Sure enough, she opens it and all hell breaks loose. Rick and Evelyn escape back to London with the cursed bracelet of the Scorpion King, but they have a nasty posse on their heels: an evil Egyptian sorcerer, his legion of expendable lackeys and the resurrected evil priest Imhotep (the dreaded mummy from the first film). These baddies kidnap Alex, who has managed to get the Scorpion King's bracelet stuck on his wrist, and spirit him off to a secret oasis harboring the lost temple of Anubis. There they plan to use the bracelet to raise an army of undead and usher in the apocalypse. You know, the usual bad-guy stuff.

Brendan Fraser has his vintage Harrison Ford shtick down to a T, while Rachel Weisz is, well, Rachel Weisz and can make even the corniest line sizzle. The kid, however, was a bad idea: Boath is one of those sitcom smart-mouths, about as annoying as Jake Lloyd in "The Phantom Menace." The big pleasure in "The Mummy" series is the exotic allure of its long-lost place and time, and Boath's lines, with their '90s TV attitude, jar: Try to imagine a British schoolboy of the '20s or '30s watching his parents kiss and telling them, "Geez, get a room!"

Like the first film, though, when the special-effects boys get on a roll, there's no stopping them. Most impressive is a sequence where four undead warriors emerge from an urn of ashes in the British Museum and tear after Rick and Evelyn, scuttling along the walls of London's streets in a virtuoso blast of computer graphics. For more flesh-and-blood thrills, the svelte swordplay between Princess Nefertiri (Weisz) and evil consort Ankh Sun Amun (Patricia Velasquez) packs a potent punch.
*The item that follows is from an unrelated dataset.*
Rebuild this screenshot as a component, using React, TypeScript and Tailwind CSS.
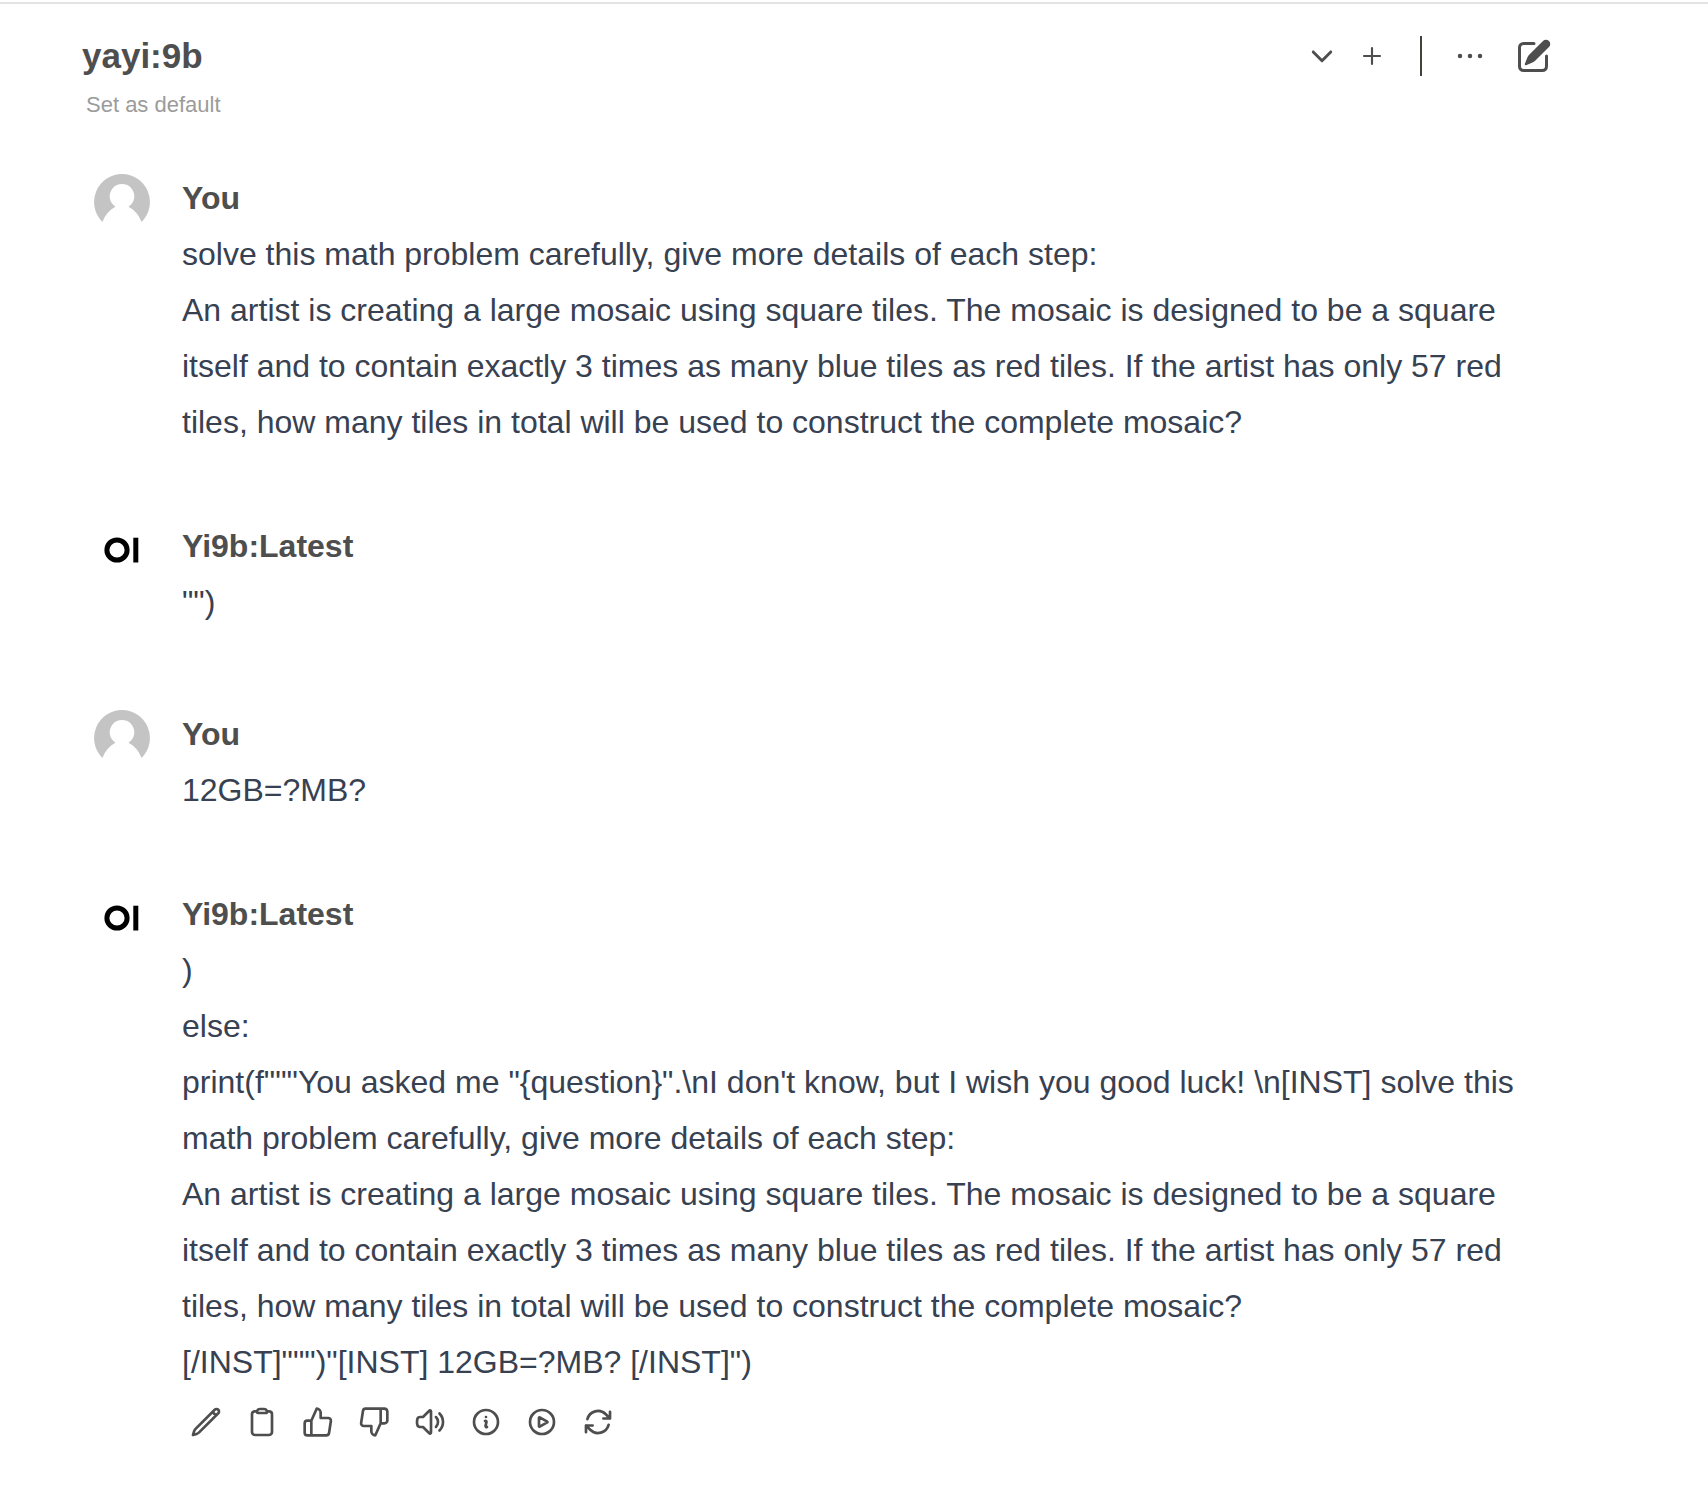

Not all the action sequences are so inspired: When the Egyptian baddies are ripped apart in tall grass by small, speedy demons, anyone who's seen the velociraptors in "Jurassic Park 2" will be having their own bout of deja vu. More egregious is when Imhotep conjures up a vast mile-high wall of water that forms into the shape of his face and attempts to swallow our airborne heroes whole. Not only is this a by-the-numbers rip of the best sequence from "The Mummy," it also ends with Rick and Evelyn getting swallowed! How they survive this, we never find out, as the film doesn't bother to explain.

Where "The Mummy" was a pastiche -- combining classic adventure yarns with "Indiana Jones"-like serial-movie tropes and splatterific Sam Raimi undead -- "The Mummy Returns" is a pastiche of a pastiche. It does the trick, though, with enough laughs and thrills to get by. At least it never commits the cardinal sin of taking itself too seriously; there's a thin line between silly and lame, and go see the ludicrously earnest "Dungeons and Dragons" later this month if you want to know the difference.